Warcraft - This Movie Does Not R'Orc
Dir: Duncan Jones
Starring Travis Fimmel, Paula Patton, Dominic Cooper, Toby Kebbell, Ben Foster
Duncan Jones’ Warcraft – which, for the record, doesn’t feature the subtitle “The Beginning” anywhere on screen; therefore that’s not it’s title – does require an awful lot of world building. In the interests of transparency, none of us here at LastWord Towers have ever played the game so we can’t vouch for the verisimilitude here. But we know what we like. And we quite liked this for the first half – even if it does feel at times like the all six seasons of Game of Thrones jammed into two hours. (And the comparison is not a random one – irrespective of who came first.)
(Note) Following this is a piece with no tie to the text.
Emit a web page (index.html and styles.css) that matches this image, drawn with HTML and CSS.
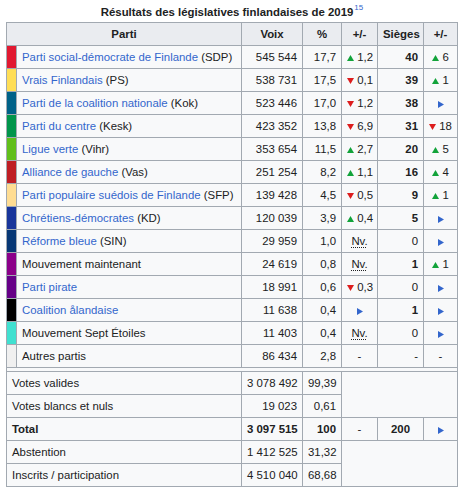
FILE: index.html
```html
<!DOCTYPE html>
<html lang="fr">
<head>
<meta charset="utf-8">
<title>Résultats des législatives finlandaises de 2019</title>
<link rel="stylesheet" href="styles.css">
</head>
<body>
<svg width="0" height="0" class="defs">
  <defs>
    <symbol id="up" viewBox="0 0 7 6"><polygon points="0,6 7,6 3.5,0" fill="#12a33a"/></symbol>
    <symbol id="down" viewBox="0 0 7 6"><polygon points="0,0 7,0 3.5,6" fill="#dd1d1d"/></symbol>
    <symbol id="steady" viewBox="0 0 6 7"><polygon points="0,0 6,3.5 0,7" fill="#3366cc"/></symbol>
  </defs>
</svg>
<table class="results">
  <caption>Résultats des législatives finlandaises de 2019<sup class="ref">15</sup></caption>
  <colgroup>
    <col class="c-sw"><col class="c-party"><col class="c-votes"><col class="c-pct"><col class="c-diff"><col class="c-seats"><col class="c-sdiff">
  </colgroup>
  <thead>
    <tr><th colspan="2">Parti</th><th>Voix</th><th>%</th><th>+/-</th><th>Sièges</th><th>+/-</th></tr>
  </thead>
  <tbody>
    <tr><td class="sw sdp"></td><td class="party"><a>Parti social-démocrate de Finlande</a> (SDP)</td><td class="num">545&nbsp;544</td><td class="num">17,7</td><td class="ctr"><svg class="tri"><use href="#up"/></svg> 1,2</td><td class="num b">40</td><td class="ctr"><svg class="tri"><use href="#up"/></svg> 6</td></tr>
    <tr><td class="sw ps"></td><td class="party"><a>Vrais Finlandais</a> (PS)</td><td class="num">538&nbsp;731</td><td class="num">17,5</td><td class="ctr"><svg class="tri"><use href="#down"/></svg> 0,1</td><td class="num b">39</td><td class="ctr"><svg class="tri"><use href="#up"/></svg> 1</td></tr>
    <tr><td class="sw kok"></td><td class="party"><a>Parti de la coalition nationale</a> (Kok)</td><td class="num">523&nbsp;446</td><td class="num">17,0</td><td class="ctr"><svg class="tri"><use href="#down"/></svg> 1,2</td><td class="num b">38</td><td class="ctr"><svg class="st"><use href="#steady"/></svg></td></tr>
    <tr><td class="sw kesk"></td><td class="party"><a>Parti du centre</a> (Kesk)</td><td class="num">423&nbsp;352</td><td class="num">13,8</td><td class="ctr"><svg class="tri"><use href="#down"/></svg> 6,9</td><td class="num b">31</td><td class="ctr"><svg class="tri"><use href="#down"/></svg> 18</td></tr>
    <tr><td class="sw vihr"></td><td class="party"><a>Ligue verte</a> (Vihr)</td><td class="num">353&nbsp;654</td><td class="num">11,5</td><td class="ctr"><svg class="tri"><use href="#up"/></svg> 2,7</td><td class="num b">20</td><td class="ctr"><svg class="tri"><use href="#up"/></svg> 5</td></tr>
    <tr><td class="sw vas"></td><td class="party"><a>Alliance de gauche</a> (Vas)</td><td class="num">251&nbsp;254</td><td class="num">8,2</td><td class="ctr"><svg class="tri"><use href="#up"/></svg> 1,1</td><td class="num b">16</td><td class="ctr"><svg class="tri"><use href="#up"/></svg> 4</td></tr>
    <tr><td class="sw sfp"></td><td class="party"><a>Parti populaire suédois de Finlande</a> (SFP)</td><td class="num">139&nbsp;428</td><td class="num">4,5</td><td class="ctr"><svg class="tri"><use href="#down"/></svg> 0,5</td><td class="num b">9</td><td class="ctr"><svg class="tri"><use href="#up"/></svg> 1</td></tr>
    <tr><td class="sw kd"></td><td class="party"><a>Chrétiens-démocrates</a> (KD)</td><td class="num">120&nbsp;039</td><td class="num">3,9</td><td class="ctr"><svg class="tri"><use href="#up"/></svg> 0,4</td><td class="num b">5</td><td class="ctr"><svg class="st"><use href="#steady"/></svg></td></tr>
    <tr><td class="sw sin"></td><td class="party"><a>Réforme bleue</a> (SIN)</td><td class="num">29&nbsp;959</td><td class="num">1,0</td><td class="ctr"><abbr>Nv.</abbr></td><td class="num">0</td><td class="ctr"><svg class="st"><use href="#steady"/></svg></td></tr>
    <tr><td class="sw liik"></td><td class="party">Mouvement maintenant</td><td class="num">24&nbsp;619</td><td class="num">0,8</td><td class="ctr"><abbr>Nv.</abbr></td><td class="num b">1</td><td class="ctr"><svg class="tri"><use href="#up"/></svg> 1</td></tr>
    <tr><td class="sw pir"></td><td class="party"><a>Parti pirate</a></td><td class="num">18&nbsp;991</td><td class="num">0,6</td><td class="ctr"><svg class="tri"><use href="#down"/></svg> 0,3</td><td class="num">0</td><td class="ctr"><svg class="st"><use href="#steady"/></svg></td></tr>
    <tr><td class="sw ala"></td><td class="party"><a>Coalition ålandaise</a></td><td class="num">11&nbsp;638</td><td class="num">0,4</td><td class="ctr"><svg class="st"><use href="#steady"/></svg></td><td class="num b">1</td><td class="ctr"><svg class="st"><use href="#steady"/></svg></td></tr>
    <tr><td class="sw sept"></td><td class="party">Mouvement Sept Étoiles</td><td class="num">11&nbsp;403</td><td class="num">0,4</td><td class="ctr"><abbr>Nv.</abbr></td><td class="num">0</td><td class="ctr"><svg class="st"><use href="#steady"/></svg></td></tr>
    <tr><td class="sw autres"></td><td class="party">Autres partis</td><td class="num">86&nbsp;434</td><td class="num">2,8</td><td class="ctr">-</td><td class="num">-</td><td class="ctr">-</td></tr>
    <tr class="spacer"><td colspan="7"></td></tr>
    <tr><td colspan="2" class="label">Votes valides</td><td class="num">3&nbsp;078&nbsp;492</td><td class="num">99,39</td><td colspan="3" rowspan="2"></td></tr>
    <tr><td colspan="2" class="label">Votes blancs et nuls</td><td class="num">19&nbsp;023</td><td class="num">0,61</td></tr>
    <tr class="total"><td colspan="2" class="label b">Total</td><td class="num b">3&nbsp;097&nbsp;515</td><td class="num b">100</td><td class="ctr">-</td><td class="ctr b">200</td><td class="ctr"><svg class="st"><use href="#steady"/></svg></td></tr>
    <tr><td colspan="2" class="label">Abstention</td><td class="num">1&nbsp;412&nbsp;525</td><td class="num">31,32</td><td colspan="3" rowspan="2"></td></tr>
    <tr><td colspan="2" class="label">Inscrits / participation</td><td class="num">4&nbsp;510&nbsp;040</td><td class="num">68,68</td></tr>
  </tbody>
</table>
</body>
</html>
```
FILE: styles.css
```css
html, body {
  margin: 0;
  padding: 0;
  background: #ffffff;
}
body {
  padding: 0 6px;
  font-family: "Liberation Sans", Arial, sans-serif;
  font-size: 11.4px;
  color: #202122;
}
.defs {
  position: absolute;
  width: 0;
  height: 0;
}
.results {
  border-collapse: collapse;
  table-layout: fixed;
  width: 451px;
  background: #f8f9fa;
  border: 1px solid #a2a9b1;
}
.results caption {
  font-weight: bold;
  padding: 5px 0 2px;
  line-height: 15px;
  white-space: nowrap;
}
.ref {
  color: #3366cc;
  font-weight: normal;
  font-size: 8px;
  line-height: 0;
  vertical-align: 6px;
  margin-left: 1px;
}
.c-sw { width: 10px; }
.c-party { width: 225px; }
.c-votes { width: 61px; }
.c-pct { width: 39px; }
.c-diff { width: 36px; }
.c-seats { width: 46px; }
.c-sdiff { width: 34px; }

.results th, .results td {
  border: 1px solid #a2a9b1;
  padding: 0 5px;
  height: 22px;
  line-height: 14px;
  white-space: nowrap;
  overflow: hidden;
}
.results th {
  background: #eaecf0;
  font-weight: bold;
  text-align: center;
}
.results td.sw { padding: 0; }
.party { padding-left: 5px; }
.party a { color: #3366cc; }
.label { padding-left: 5px; }
.num { text-align: right; }
.ctr { text-align: center; }
.b { font-weight: bold; }
abbr {
  text-decoration: underline dotted;
  text-underline-offset: 2px;
}
.tri {
  width: 7px;
  height: 6px;
  vertical-align: 0;
}
.st {
  width: 6px;
  height: 7px;
  vertical-align: -1px;
}
.results tr.spacer td {
  height: 3px;
  padding: 0;
  line-height: 0;
  font-size: 0;
}

.sdp { background: #e11931; }
.ps { background: #ffde55; }
.kok { background: #006288; }
.kesk { background: #01954b; }
.vihr { background: #61bf1a; }
.vas { background: #bf1e24; }
.sfp { background: #ffdd93; }
.kd { background: #18359b; }
.sin { background: #073775; }
.liik { background: #8b0089; }
.pir { background: #660087; }
.ala { background: #000000; }
.sept { background: #40e0d0; }
.autres { background: #f0f0f0; }
```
Jones does a good job of introducing a multitude of characters – both human, orc and – occasionally, well, “blue.” And also has a fair stab at creating a series of environments, even if that side of things does start to feel like a platform game brought to life after a while – which, of course, this is. Initially, despite the plethora of human beards and mo-cap bods, there is an understanding of character, and time is taken to establish the personalities of the central players (of which there are, inevitably, a lot.) There are also some impressive early action sequences and battles, that once again take their time to focus on character as much as action – most notably the first forest-based confrontation between the orcs and man.
But as the film progresses, and more and more is chucked at the screen, the film simply loses it focus and proves that, once again, more is less. As the (largely CG) spectacle grows, the interest diminishes – in short, the more “green” evil there was, the less we could be bothered.
There are still moments, and Jones marshals a lot of it with some degree of finesse, but ultimately its scope and spectacle dominates and, in a strange way, the more that takes over, the duller the whole thing becomes. Plus, it doesn’t half go on at the end – as they say.
Still better than most video games into movies, but not up there with many of those not from that source. In other words, more Willow than Lord of the Rings. (And no, all you ‘80s revisionists out there – that’s not a good thing.)